Cruiser, did you switch out your issue dungaree pants for the more stylish "Salty Dog" brand denim bell bottoms that Navy Exchanges carried in our era? I'd like to get some of those but can find no mention of them anywhere.

Great cap BTW.


----------



## dport86 (Jan 24, 2009)

J. Crew's current outlet-made specials are indicated by two diamonds on the label (at least as of a few months ago). In the outlet couldn't really see the difference in the essential chinos but after bringing them home and wearing them, found the outlet ones to be a lighter cotton that doesn't hang as well or launder as nicely--and the pocket lining and inner linings are not as nice either. they sell for $45 at the outlet (often reduced by 20-35%) and I believe $59 at the store. I'm giving my outlet ones away. OTOH, $98 for a made in China J. Crew shirt still strikes me as expensive. Would rather pay more for a made in US vintage or a made in Japan current one. But for $20 undoubtably a bargain.


----------



## dport86 (Jan 24, 2009)

oh, and a heads up about the red chambray J. Crew shirt. SAw it at the South Coast Plaza store on Saturday--a nice shirt but nowhere near as red as advertised so be forewarned.


----------



## P Hudson (Jul 19, 2008)

Another heads up. I just received the LE chambray which was recently on clearance. It is fine except that it has two breast pockets (one on each side). I don't like it. I guess it adds a workwear element to it.


----------



## About Town (Nov 17, 2004)

*Does a popover help its bonafides?*

https://www.gap.com/browse/product.do?pid=719552002&tid=gofr1r


----------



## Charles Dana (Nov 20, 2006)

P Hudson said:


> Another heads up. I just received the LE chambray which was recently on clearance. It is fine except that it has two breast pockets (one on each side). I don't like it. I guess it adds a workwear element to it.
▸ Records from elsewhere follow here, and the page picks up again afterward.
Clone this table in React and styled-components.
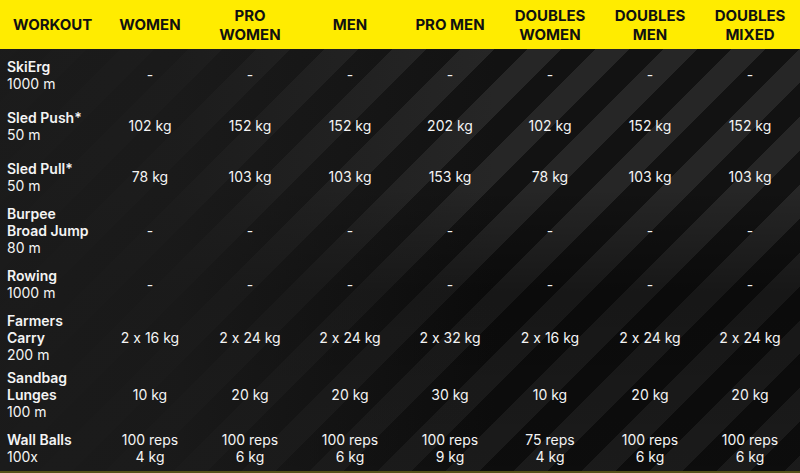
import styled, {createGlobalStyle} from 'styled-components'

const GlobalStyle = createGlobalStyle`
  html, body {
    margin: 0;
    padding: 0;
    background: #161616;
  }
  * {
    box-sizing: border-box;
  }
`

const columns = [
  'WORKOUT',
  'WOMEN',
  'PRO\nWOMEN',
  'MEN',
  'PRO MEN',
  'DOUBLES\nWOMEN',
  'DOUBLES\nMEN',
  'DOUBLES\nMIXED',
]

const workouts = [
  {name: 'SkiErg', dist: '1000 m', values: ['-', '-', '-', '-', '-', '-', '-']},
  {
    name: 'Sled Push*',
    dist: '50 m',
    values: ['102 kg', '152 kg', '152 kg', '202 kg', '102 kg', '152 kg', '152 kg'],
  },
  {
    name: 'Sled Pull*',
    dist: '50 m',
    values: ['78 kg', '103 kg', '103 kg', '153 kg', '78 kg', '103 kg', '103 kg'],
  },
  {
    name: 'Burpee\nBroad Jump',
    dist: '80 m',
    values: ['-', '-', '-', '-', '-', '-', '-'],
  },
  {name: 'Rowing', dist: '1000 m', values: ['-', '-', '-', '-', '-', '-', '-']},
  {
    name: 'Farmers\nCarry',
    dist: '200 m',
    values: [
      '2 x 16 kg',
      '2 x 24 kg',
      '2 x 24 kg',
      '2 x 32 kg',
      '2 x 16 kg',
      '2 x 24 kg',
      '2 x 24 kg',
    ],
  },
  {
    name: 'Sandbag\nLunges',
    dist: '100 m',
    values: ['10 kg', '20 kg', '20 kg', '30 kg', '10 kg', '20 kg', '20 kg'],
  },
  {
    name: 'Wall Balls',
    dist: '100x',
    values: [
      '100 reps\n4 kg',
      '100 reps\n6 kg',
      '100 reps\n6 kg',
      '100 reps\n9 kg',
      '75 reps\n4 kg',
      '100 reps\n6 kg',
      '100 reps\n6 kg',
    ],
  },
]

const Page = styled.div`
  width: 800px;
  height: 473px;
  overflow: hidden;
  position: relative;
  display: flex;
  flex-direction: column;
  font-family: Inter, Roboto, 'Liberation Sans', sans-serif;
  font-feature-settings: 'calt' 0;
  background-color: #171717;
  background-image: linear-gradient(
      to right,
      rgba(27, 27, 27, 0.97) 0%,
      rgba(27, 27, 27, 0.88) 22%,
      rgba(27, 27, 27, 0.4) 45%,
      rgba(27, 27, 27, 0) 62%
    ),
    linear-gradient(
      to bottom,
      rgba(0, 0, 0, 0) 40%,
      rgba(0, 0, 0, 0.4) 62%,
      rgba(0, 0, 0, 0.3) 100%
    ),
    repeating-linear-gradient(
      135deg,
      #121212 0px,
      #121212 24px,
      #262626 24px,
      #262626 48px
    );
`

const HeaderRow = styled.div`
  display: grid;
  grid-template-columns: repeat(8, 100px);
  height: 49px;
  flex-shrink: 0;
  background: #ffec00;
  align-items: center;
`

const HeadCell = styled.div`
  font-size: 15px;
  font-weight: 700;
  line-height: 19px;
  color: #111;
  white-space: pre-line;
  text-align: ${p => (p.$first ? 'left' : 'center')};
  padding-left: ${p => (p.$first ? '13px' : '0')};
`

const Body = styled.div`
  display: flex;
  flex-direction: column;
`

const Row = styled.div`
  display: grid;
  grid-template-columns: repeat(8, 100px);
  flex-shrink: 0;
  min-height: 51px;
  padding: 2.75px 0;
  align-items: center;
`

const NameCell = styled.div`
  padding-left: 7px;
  font-size: 14px;
  line-height: 17px;
  color: #f4f4f4;
`

const Name = styled.div`
  font-weight: 600;
  white-space: pre-line;
`

const Dist = styled.div`
  font-weight: 400;
`

const ValueCell = styled.div`
  font-size: 14px;
  line-height: 17px;
  color: #f4f4f4;
  text-align: center;
  white-space: pre-line;
`

const BottomLine = styled.div`
  position: absolute;
  left: 0;
  right: 0;
  bottom: 0;
  height: 2px;
  background: #55521a;
`

export default function App() {
  return (
    <>
      <GlobalStyle />
      <Page>
        <HeaderRow>
          {columns.map((c, i) => (
            <HeadCell key={c} $first={i === 0}>
              {c}
            </HeadCell>
          ))}
        </HeaderRow>
        <Body>
          {workouts.map(w => (
            <Row key={w.name}>
              <NameCell>
                <Name>{w.name}</Name>
                <Dist>{w.dist}</Dist>
              </NameCell>
              {w.values.map((v, i) => (
                <ValueCell key={i}>{v}</ValueCell>
              ))}
            </Row>
          ))}
        </Body>
        <BottomLine />
      </Page>
    </>
  )
}
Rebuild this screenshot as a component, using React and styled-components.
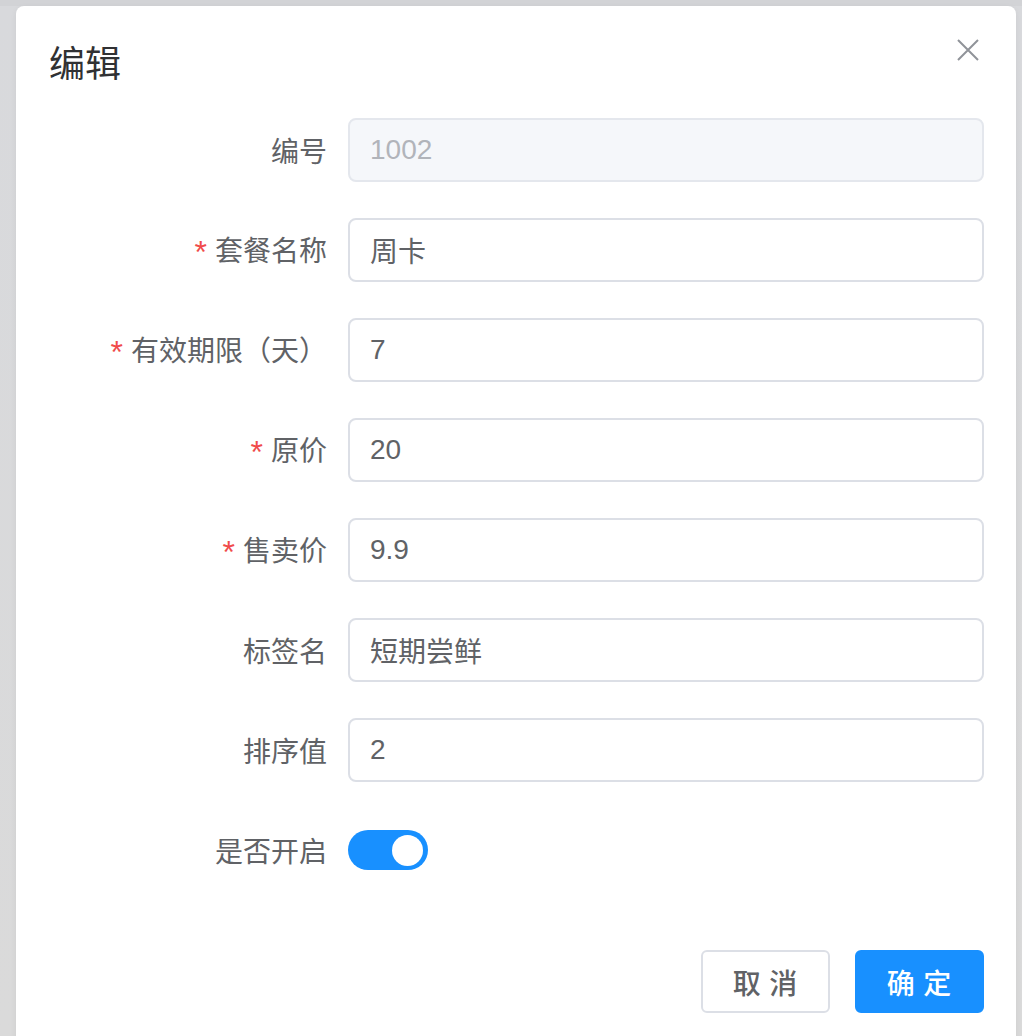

A classic chambray shirt is *supposed* to have two breast pockets. (And to be really classic, each pocket should have a flap.) Because chambray shirts are quintessentially workwear, the dual pockets are not an affectation but, rather, a feature completely in line with the shirts' blue-collar origins.


----------



## J. Andrew (Nov 19, 2009)

I guess the origin as workwear is why I think chambray goes so well with canvas reds. Utilitarian preppy.


----------



## P Hudson (Jul 19, 2008)

Charles Dana said:


> A classic chambray shirt is *supposed* to have two breast pockets. (And to be really classic, each pocket should have a flap.) Because chambray shirts are quintessentially workwear, the dual pockets are not an affectation but, rather, a feature completely in line with the shirts' blue-collar origins.


I get that, but I'd prefer it to have no pockets, and the LE's pockets can't be easily removed because they are double stitched--again, no doubt, as a nod to workwear.


----------



## Charles Dana (Nov 20, 2006)

P Hudson said:


> I get that, but I'd prefer it to have no pockets, and the LE's pockets can't be easily removed because they are double stitched--again, no doubt, as a nod to workwear.


You won't find a ready-made chambray shirt that has no pockets, except perhaps from Polo Ralph Lauren--but then that shirt will have the pony logo. You'll have to go the made-to-order route to get what you desrie. Mercer and Sons Shirts will make you a logo-free, pocket-free chambray shirt, for example.


----------



## Saltydog (Nov 3, 2007)

Light Blue Chambrey is definately trad. I prefer LL Bean or Lands' End. Look great with a twead or cord sport coat with or w/o a tie. IMHO.


----------



## pkprd869 (Jul 7, 2009)

chambray is very trad, and very much workwear. Chambray workshirts are part of the etymology of the word "blue collar." And I have several with two flapped chest pockets.


----------



## Bog (May 13, 2007)

Charles Dana said:


> You won't find a ready-made chambray shirt that has no pockets, except perhaps from Polo Ralph Lauren--but then that shirt will have the pony logo. You'll have to go the made-to-order route to get what you desrie. Mercer and Sons Shirts will make you a logo-free, pocket-free chambray shirt, for example.


That's ridiculous. As was noted above, they are working clothes.


----------



## Charles Dana (Nov 20, 2006)

Bog said:


> That's ridiculous. As was noted above, they are working clothes.


Yes, I know. I'm one of the ones who mentioned that. A chambray shirt without two chest pockets seems a bit off kilter to me. However, the forum member explicitly stated that his preference was for a shirt that had no pockets at all, so I pointed him in a useful direction, even though it was a direction I would not personally go. He has the right to his preference. I don't understand what in the world is so "ridiculous" about my earlier post.


----------